Cora is Bridie’s perfect ally. She was rescued by Bridie from a freak show and ever since then Bridie hasn’t had a decent meal :-D But Cora is very loyal and would do everything for Bridie. She is inherently good and tries to do the right thing. She is fearless and just as strong a character as Bridie.
And then there’s Ruby Doyle. Bridie encounters Ruby at the beginning of the book in a cemetery. Nothing special about that but for the fact that Ruby is dead. He was hit over the head by someone and died. Now his ghost aids Bridie in her investigation and only she can see him. He is only half-dressed, and his tattoos are alive. The mermaid for example swims around his body. He helps Bridie by being able to walk through doors and scouting out the houses and places Bridie visits. He goes on and on that they know each other but Bridie doesn’t remember him. At the beginning she ignores Ruby but while the plot thickens, she slowly kinda falls in love with him. It is a strange concept but hey it’s supernatural, so *shrug*
The other characters are well developed as well. The Inspector is love-struck but still respects Bridie. The characters that shaped Bridie’s past all make sense and you can understand why Bridie ended up the way she is.

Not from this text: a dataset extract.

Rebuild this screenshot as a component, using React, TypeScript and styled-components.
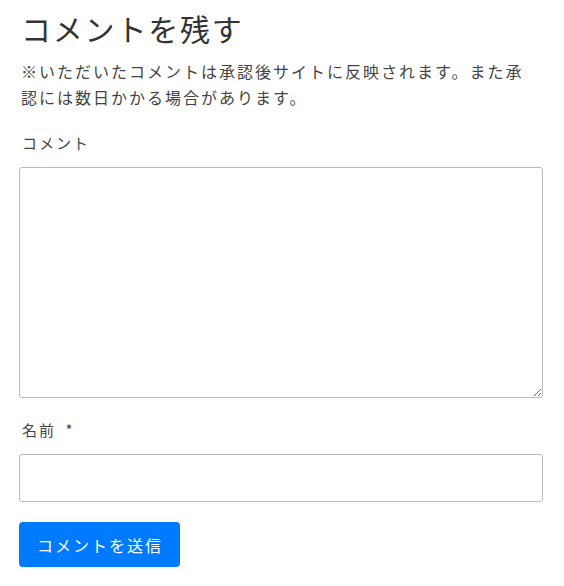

So, setting amazing, characters well developed, leaves the story and there is the big but coming. The story just didn’t work well for me. Victorian London plus supernatural sound like the perfect combination to me. I love this kind of books but this one was just okay. The whole supernatural felt like an afterthought. I mean Christabel is said to be supernatural from the beginning but the solution in the end and all the other supernatural happenings feel like Jess Kidd wrote about Victorian London, got lost and then remembered that she had a story to finish. Some of Bridie’s statements didn’t fit either. She readily accepted Ruby as a ghost once she stopped ignoring him and even relied on his abilities but then when the water was rising in London, apparently an effect of Christabel, she dismisses it as nonsense. I couldn’t quite make sense of it. In the end I was more interested in Bridie’s past and how she knew Ruby then in the solution of the mystery.
And then the ending left questions open again. It was frustrating not to know why a character had been introduced. I mean you expect some kind of solution. Otherwise, the character just feels like a plot device that was there to get the story going. Now come to think of it, it’s actually two characters where this applies. I leave it to you to decide which ones I mean :-D Spoilers and all that.
Furthermore, the sentences were sometimes hard to understand. I had to look up multiple words in one sentence. I’m no native English speaker but I consider myself more than fluent, but this took the cake. I had to reread several sentences and sometimes even had to jump back a chapter or two, reading it again to understand what was really happening.
Sometimes, Kidd’s style of writing reminded me of Tolkien: Describing everything in extreme detail with florid metaphors.
Still, this book gets three books from me. Even though the story failed to wow me and sometimes felt like an afterthought, the setting and interesting characters more than made up for the fact that the story didn’t grip me.
I know that this book was praised by other reviewers. So, I would encourage you to read other reviews as well. Sometimes, everything is right, and the story is wrong, which doesn’t say that I didn’t enjoy the book. I really did. I don’t know if I will read another book by Jess Kidd, but you never know.